O adequado, afirma, seria que a parte elétrica fosse avaliada a cada 10 ou 20 anos por um especialista.
Em intervalos mais curtos, ele explica que é preciso checar se os extintores têm carga e estão dentro da validade, se as portas de proteção contra incêndio - as chamadas portas corta-fogo das escadarias - funcionam, se as escadas estão liberadas para uso, se as caixas d'água reserva estão funcionando e se as mangueiras do prédio estão eventualmente ressecadas e precisam ser substituídas.
Os prazos de verificação nesses casos variam de 1 a 5 anos.
Prédio seguro
Segundo o professor, "os três elementos fundamentais para tornar um prédio seguro são um projeto estrutural adequado, com o conceito correto de robustez e de proteção contra incêndio, uma construção que tenha o programa de controle e garantia de qualidade (ISO 9000), com acompanhamento da execução com registro de operações, procedimentos, controle de materiais e treinamento de pessoal, e o uso (manutenção) adequado desse espaço".

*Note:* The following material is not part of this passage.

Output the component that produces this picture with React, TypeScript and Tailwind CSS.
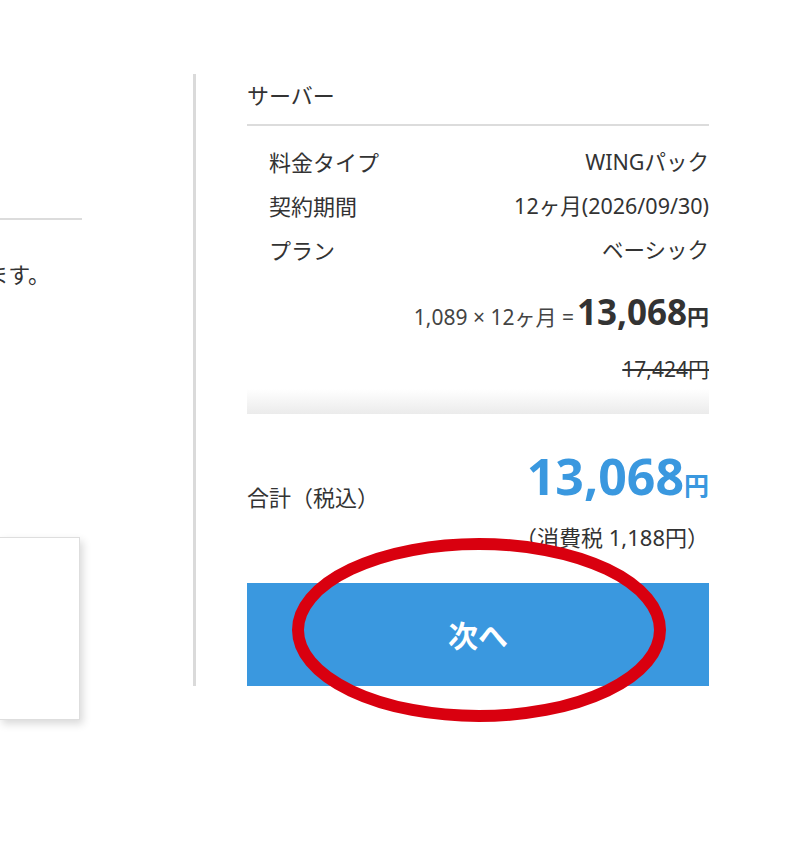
import React from "react";

const rows = [
  { label: "料金タイプ", value: "WINGパック" },
  { label: "契約期間", value: "12ヶ月(2026/09/30)" },
  { label: "プラン", value: "ベーシック" },
];

const App: React.FC = () => {
  return (
    <div
      className="relative w-[800px] h-[845px] bg-white overflow-hidden text-[#333]"
      style={{ fontFamily: '"Noto Sans", "Noto Sans CJK JP", sans-serif' }}
    >
      <div className="flex items-start pt-[74px]">
        {/* left column (cut off) */}
        <div className="w-[82px] shrink-0 flex flex-col">
          <div className="mt-[144px] border-t-2 border-[#dcdcdc]" />
          <div className="mt-[39px] flex justify-end overflow-hidden whitespace-nowrap pr-[32px] text-[22px] leading-[30px]">
            ご利用いただけます。
          </div>
          <div className="mt-[248px] -ml-px w-[81px] h-[183px] border border-[#dedede] bg-white shadow-[3px_4px_8px_rgba(0,0,0,0.15)]" />
        </div>

        {/* right column */}
        <div className="ml-[111px] border-l-[3px] border-[#dadada] pl-[51px]">
          <div className="w-[462px]">
            <div className="pt-[7px] pb-[15px] border-b-2 border-[#dcdcdc] text-[22px] leading-[28px]">
              サーバー
            </div>

            <div className="mt-[14px] pl-[22px]">
              {rows.map((r) => (
                <div
                  key={r.label}
                  className="flex justify-between text-[21.5px] leading-[44px]"
                >
                  <span className="text-[22px]">{r.label}</span>
                  <span>{r.value}</span>
                </div>
              ))}
            </div>

            <div className="mt-[18px] flex items-baseline justify-end whitespace-nowrap leading-[44px]">
              <span className="text-[21px] text-[#444]">1,089 × 12ヶ月 = </span>
              <span className="text-[35px] font-bold ml-[3px]">13,068</span>
              <span className="text-[22px] font-bold">円</span>
            </div>

            <div className="mt-[15px] text-right text-[21px] leading-[30px] line-through">
              17,424円
            </div>

            <div className="mt-[5px] h-[25px] bg-gradient-to-b from-white to-[#ebebeb]" />

            <div className="mt-[37px] flex justify-between items-start">
              <div className="pt-[31px] text-[22px] leading-[30px]">合計（税込）</div>
              <div className="flex flex-col items-end">
                <div className="flex items-baseline h-[50px] text-[#3a98df] font-bold">
                  <span className="text-[50px] leading-[50px]">13,068</span>
                  <span className="text-[25px]">円</span>
                </div>
                <div className="mt-[21px] text-[22px] leading-[30px]">
                  （消費税 1,188円）
                </div>
              </div>
            </div>

            <button className="mt-[31px] w-full h-[103px] bg-[#3a98df] text-white text-[30px] font-bold flex items-center justify-center pt-[2px]">
              次へ
            </button>
          </div>
        </div>
      </div>

      {/* red annotation ellipse */}
      <svg
        className="absolute left-0 top-0 pointer-events-none"
        width="800"
        height="845"
      >
        <ellipse
          cx="479"
          cy="630"
          rx="181"
          ry="86"
          fill="none"
          stroke="#d9000f"
          strokeWidth="12"
        />
      </svg>
    </div>
  );
};

export default App;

Dentro de casa, o fogão, possíveis botijões de gás e a área elétrica estão entre os pontos que mais exigem atenção, segundo o especialista.
Botijões comprados a preços mais baixos e já desgastados, sem espessura de "parede" suficiente para proteger contra uma eventual explosão são potencialmente perigosos.
Chuveiros a gás, que podem ter vazamentos, tomadas sobrecarregadas e equipamentos elétricos, com defeito ou não, devem ser usados com cuidado e passar por manutenção, quando necessário, para evitar problemas.
No caso de edifícios residenciais de luxo ou de uso especial, como restaurantes, casas de festa e boates, a recomendação quando se busca materiais de construção novos no mercado é evitar revestimentos derivados de petróleo e de plástico, que são inflamáveis e liberam uma fumaça tóxica que ele classifica como "muito agressiva e capaz de matar mais do que o fogo".
Um tipo de revestimento à base de plástico, lembra, era usado na boate Kiss, em Santa Maria (RS), onde mais de 200 pessoas morreram em 2013, e também no edifício Grenfell, em Londres, na Inglaterra, que foi destruído por um incêndio deixando dezenas de mortos, em 2017.